"""
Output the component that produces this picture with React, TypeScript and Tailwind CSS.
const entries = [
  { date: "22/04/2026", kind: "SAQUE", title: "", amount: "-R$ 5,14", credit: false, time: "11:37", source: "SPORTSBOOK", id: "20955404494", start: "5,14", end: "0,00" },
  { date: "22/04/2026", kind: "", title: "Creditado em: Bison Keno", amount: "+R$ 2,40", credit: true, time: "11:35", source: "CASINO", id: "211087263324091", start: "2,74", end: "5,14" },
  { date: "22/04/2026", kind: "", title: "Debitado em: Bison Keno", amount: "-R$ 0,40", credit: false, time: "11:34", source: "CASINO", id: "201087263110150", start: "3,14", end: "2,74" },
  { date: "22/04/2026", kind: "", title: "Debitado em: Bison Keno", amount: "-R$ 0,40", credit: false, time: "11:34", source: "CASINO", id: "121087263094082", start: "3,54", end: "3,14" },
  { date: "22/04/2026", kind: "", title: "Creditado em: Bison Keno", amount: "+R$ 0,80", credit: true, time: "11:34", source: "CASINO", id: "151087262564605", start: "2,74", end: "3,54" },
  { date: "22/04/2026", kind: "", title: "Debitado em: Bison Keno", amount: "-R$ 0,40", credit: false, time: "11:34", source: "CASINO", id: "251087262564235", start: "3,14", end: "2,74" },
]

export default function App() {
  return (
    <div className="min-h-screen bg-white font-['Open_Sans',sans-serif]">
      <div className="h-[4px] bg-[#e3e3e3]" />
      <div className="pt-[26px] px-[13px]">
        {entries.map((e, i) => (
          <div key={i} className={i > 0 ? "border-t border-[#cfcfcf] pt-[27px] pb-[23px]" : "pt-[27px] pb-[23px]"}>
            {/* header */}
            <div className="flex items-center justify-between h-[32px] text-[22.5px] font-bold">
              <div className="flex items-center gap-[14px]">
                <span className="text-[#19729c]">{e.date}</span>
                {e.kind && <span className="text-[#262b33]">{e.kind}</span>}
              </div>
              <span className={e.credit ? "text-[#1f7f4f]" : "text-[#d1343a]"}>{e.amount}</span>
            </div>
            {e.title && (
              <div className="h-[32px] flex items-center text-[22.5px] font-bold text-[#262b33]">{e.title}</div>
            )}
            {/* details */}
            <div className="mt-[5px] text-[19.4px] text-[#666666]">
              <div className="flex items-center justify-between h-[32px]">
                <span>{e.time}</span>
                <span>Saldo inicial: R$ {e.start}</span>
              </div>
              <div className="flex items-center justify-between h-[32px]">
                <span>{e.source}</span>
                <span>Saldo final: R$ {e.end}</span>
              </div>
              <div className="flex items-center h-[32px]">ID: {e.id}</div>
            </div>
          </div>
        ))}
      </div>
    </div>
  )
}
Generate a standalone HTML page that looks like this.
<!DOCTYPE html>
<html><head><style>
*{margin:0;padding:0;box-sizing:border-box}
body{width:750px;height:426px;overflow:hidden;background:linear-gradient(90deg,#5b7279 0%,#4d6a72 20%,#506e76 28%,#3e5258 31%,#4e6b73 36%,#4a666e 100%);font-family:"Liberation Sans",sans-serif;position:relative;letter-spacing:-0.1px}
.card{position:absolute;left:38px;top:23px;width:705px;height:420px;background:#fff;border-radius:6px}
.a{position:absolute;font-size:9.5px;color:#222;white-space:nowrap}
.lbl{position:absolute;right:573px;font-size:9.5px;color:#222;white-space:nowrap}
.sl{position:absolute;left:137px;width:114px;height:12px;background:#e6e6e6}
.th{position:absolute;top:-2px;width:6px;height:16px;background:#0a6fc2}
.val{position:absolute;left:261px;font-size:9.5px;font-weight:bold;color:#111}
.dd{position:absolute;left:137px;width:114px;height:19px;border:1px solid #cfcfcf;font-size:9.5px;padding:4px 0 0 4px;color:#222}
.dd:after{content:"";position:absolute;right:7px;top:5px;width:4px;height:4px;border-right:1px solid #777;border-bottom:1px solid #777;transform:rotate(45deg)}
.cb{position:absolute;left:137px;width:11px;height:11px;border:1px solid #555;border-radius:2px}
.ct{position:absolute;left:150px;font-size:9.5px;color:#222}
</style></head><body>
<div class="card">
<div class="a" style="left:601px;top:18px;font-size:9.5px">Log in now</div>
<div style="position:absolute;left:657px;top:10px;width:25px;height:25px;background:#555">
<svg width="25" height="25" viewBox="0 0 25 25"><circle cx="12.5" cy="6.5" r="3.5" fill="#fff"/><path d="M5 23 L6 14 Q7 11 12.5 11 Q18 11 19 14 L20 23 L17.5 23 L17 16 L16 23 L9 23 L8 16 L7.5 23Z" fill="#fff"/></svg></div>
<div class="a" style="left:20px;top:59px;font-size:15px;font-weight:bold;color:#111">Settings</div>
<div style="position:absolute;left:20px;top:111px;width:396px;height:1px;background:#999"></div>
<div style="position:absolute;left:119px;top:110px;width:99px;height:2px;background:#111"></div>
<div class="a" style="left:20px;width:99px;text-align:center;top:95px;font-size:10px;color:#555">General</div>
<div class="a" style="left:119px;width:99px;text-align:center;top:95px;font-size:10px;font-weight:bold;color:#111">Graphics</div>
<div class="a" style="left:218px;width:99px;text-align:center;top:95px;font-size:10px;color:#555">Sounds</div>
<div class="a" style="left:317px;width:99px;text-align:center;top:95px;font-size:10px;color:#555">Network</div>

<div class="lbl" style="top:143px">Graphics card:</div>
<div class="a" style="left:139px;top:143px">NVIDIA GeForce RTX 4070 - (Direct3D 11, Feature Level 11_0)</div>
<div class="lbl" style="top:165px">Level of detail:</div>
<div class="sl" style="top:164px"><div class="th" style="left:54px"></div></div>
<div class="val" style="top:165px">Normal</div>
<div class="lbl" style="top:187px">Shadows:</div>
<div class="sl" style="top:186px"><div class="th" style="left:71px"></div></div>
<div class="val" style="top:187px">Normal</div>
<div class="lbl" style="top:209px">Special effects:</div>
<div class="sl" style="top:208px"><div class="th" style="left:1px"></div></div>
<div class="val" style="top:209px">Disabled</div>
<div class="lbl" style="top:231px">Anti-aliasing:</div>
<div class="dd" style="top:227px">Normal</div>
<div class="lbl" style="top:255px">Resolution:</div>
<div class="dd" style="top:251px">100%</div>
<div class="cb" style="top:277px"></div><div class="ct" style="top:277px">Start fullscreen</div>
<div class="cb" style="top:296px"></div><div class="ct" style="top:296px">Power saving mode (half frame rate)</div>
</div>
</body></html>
"""
Each line of the listing above should be output exactly.

COMPLETE ANSWER —
Output the component that produces this picture with React, TypeScript and Tailwind CSS.
const entries = [
  { date: "22/04/2026", kind: "SAQUE", title: "", amount: "-R$ 5,14", credit: false, time: "11:37", source: "SPORTSBOOK", id: "20955404494", start: "5,14", end: "0,00" },
  { date: "22/04/2026", kind: "", title: "Creditado em: Bison Keno", amount: "+R$ 2,40", credit: true, time: "11:35", source: "CASINO", id: "211087263324091", start: "2,74", end: "5,14" },
  { date: "22/04/2026", kind: "", title: "Debitado em: Bison Keno", amount: "-R$ 0,40", credit: false, time: "11:34", source: "CASINO", id: "201087263110150", start: "3,14", end: "2,74" },
  { date: "22/04/2026", kind: "", title: "Debitado em: Bison Keno", amount: "-R$ 0,40", credit: false, time: "11:34", source: "CASINO", id: "121087263094082", start: "3,54", end: "3,14" },
  { date: "22/04/2026", kind: "", title: "Creditado em: Bison Keno", amount: "+R$ 0,80", credit: true, time: "11:34", source: "CASINO", id: "151087262564605", start: "2,74", end: "3,54" },
  { date: "22/04/2026", kind: "", title: "Debitado em: Bison Keno", amount: "-R$ 0,40", credit: false, time: "11:34", source: "CASINO", id: "251087262564235", start: "3,14", end: "2,74" },
]

export default function App() {
  return (
    <div className="min-h-screen bg-white font-['Open_Sans',sans-serif]">
      <div className="h-[4px] bg-[#e3e3e3]" />
      <div className="pt-[26px] px-[13px]">
        {entries.map((e, i) => (
          <div key={i} className={i > 0 ? "border-t border-[#cfcfcf] pt-[27px] pb-[23px]" : "pt-[27px] pb-[23px]"}>
            {/* header */}
            <div className="flex items-center justify-between h-[32px] text-[22.5px] font-bold">
              <div className="flex items-center gap-[14px]">
                <span className="text-[#19729c]">{e.date}</span>
                {e.kind && <span className="text-[#262b33]">{e.kind}</span>}
              </div>
              <span className={e.credit ? "text-[#1f7f4f]" : "text-[#d1343a]"}>{e.amount}</span>
            </div>
            {e.title && (
              <div className="h-[32px] flex items-center text-[22.5px] font-bold text-[#262b33]">{e.title}</div>
            )}
            {/* details */}
            <div className="mt-[5px] text-[19.4px] text-[#666666]">
              <div className="flex items-center justify-between h-[32px]">
                <span>{e.time}</span>
                <span>Saldo inicial: R$ {e.start}</span>
              </div>
              <div className="flex items-center justify-between h-[32px]">
                <span>{e.source}</span>
                <span>Saldo final: R$ {e.end}</span>
              </div>
              <div className="flex items-center h-[32px]">ID: {e.id}</div>
            </div>
          </div>
        ))}
      </div>
    </div>
  )
}
Generate a standalone HTML page that looks like this.
<!DOCTYPE html>
<html><head><style>
*{margin:0;padding:0;box-sizing:border-box}
body{width:750px;height:426px;overflow:hidden;background:linear-gradient(90deg,#5b7279 0%,#4d6a72 20%,#506e76 28%,#3e5258 31%,#4e6b73 36%,#4a666e 100%);font-family:"Liberation Sans",sans-serif;position:relative;letter-spacing:-0.1px}
.card{position:absolute;left:38px;top:23px;width:705px;height:420px;background:#fff;border-radius:6px}
.a{position:absolute;font-size:9.5px;color:#222;white-space:nowrap}
.lbl{position:absolute;right:573px;font-size:9.5px;color:#222;white-space:nowrap}
.sl{position:absolute;left:137px;width:114px;height:12px;background:#e6e6e6}
.th{position:absolute;top:-2px;width:6px;height:16px;background:#0a6fc2}
.val{position:absolute;left:261px;font-size:9.5px;font-weight:bold;color:#111}
.dd{position:absolute;left:137px;width:114px;height:19px;border:1px solid #cfcfcf;font-size:9.5px;padding:4px 0 0 4px;color:#222}
.dd:after{content:"";position:absolute;right:7px;top:5px;width:4px;height:4px;border-right:1px solid #777;border-bottom:1px solid #777;transform:rotate(45deg)}
.cb{position:absolute;left:137px;width:11px;height:11px;border:1px solid #555;border-radius:2px}
.ct{position:absolute;left:150px;font-size:9.5px;color:#222}
</style></head><body>
<div class="card">
<div class="a" style="left:601px;top:18px;font-size:9.5px">Log in now</div>
<div style="position:absolute;left:657px;top:10px;width:25px;height:25px;background:#555">
<svg width="25" height="25" viewBox="0 0 25 25"><circle cx="12.5" cy="6.5" r="3.5" fill="#fff"/><path d="M5 23 L6 14 Q7 11 12.5 11 Q18 11 19 14 L20 23 L17.5 23 L17 16 L16 23 L9 23 L8 16 L7.5 23Z" fill="#fff"/></svg></div>
<div class="a" style="left:20px;top:59px;font-size:15px;font-weight:bold;color:#111">Settings</div>
<div style="position:absolute;left:20px;top:111px;width:396px;height:1px;background:#999"></div>
<div style="position:absolute;left:119px;top:110px;width:99px;height:2px;background:#111"></div>
<div class="a" style="left:20px;width:99px;text-align:center;top:95px;font-size:10px;color:#555">General</div>
<div class="a" style="left:119px;width:99px;text-align:center;top:95px;font-size:10px;font-weight:bold;color:#111">Graphics</div>
<div class="a" style="left:218px;width:99px;text-align:center;top:95px;font-size:10px;color:#555">Sounds</div>
<div class="a" style="left:317px;width:99px;text-align:center;top:95px;font-size:10px;color:#555">Network</div>

<div class="lbl" style="top:143px">Graphics card:</div>
<div class="a" style="left:139px;top:143px">NVIDIA GeForce RTX 4070 - (Direct3D 11, Feature Level 11_0)</div>
<div class="lbl" style="top:165px">Level of detail:</div>
<div class="sl" style="top:164px"><div class="th" style="left:54px"></div></div>
<div class="val" style="top:165px">Normal</div>
<div class="lbl" style="top:187px">Shadows:</div>
<div class="sl" style="top:186px"><div class="th" style="left:71px"></div></div>
<div class="val" style="top:187px">Normal</div>
<div class="lbl" style="top:209px">Special effects:</div>
<div class="sl" style="top:208px"><div class="th" style="left:1px"></div></div>
<div class="val" style="top:209px">Disabled</div>
<div class="lbl" style="top:231px">Anti-aliasing:</div>
<div class="dd" style="top:227px">Normal</div>
<div class="lbl" style="top:255px">Resolution:</div>
<div class="dd" style="top:251px">100%</div>
<div class="cb" style="top:277px"></div><div class="ct" style="top:277px">Start fullscreen</div>
<div class="cb" style="top:296px"></div><div class="ct" style="top:296px">Power saving mode (half frame rate)</div>
</div>
</body></html>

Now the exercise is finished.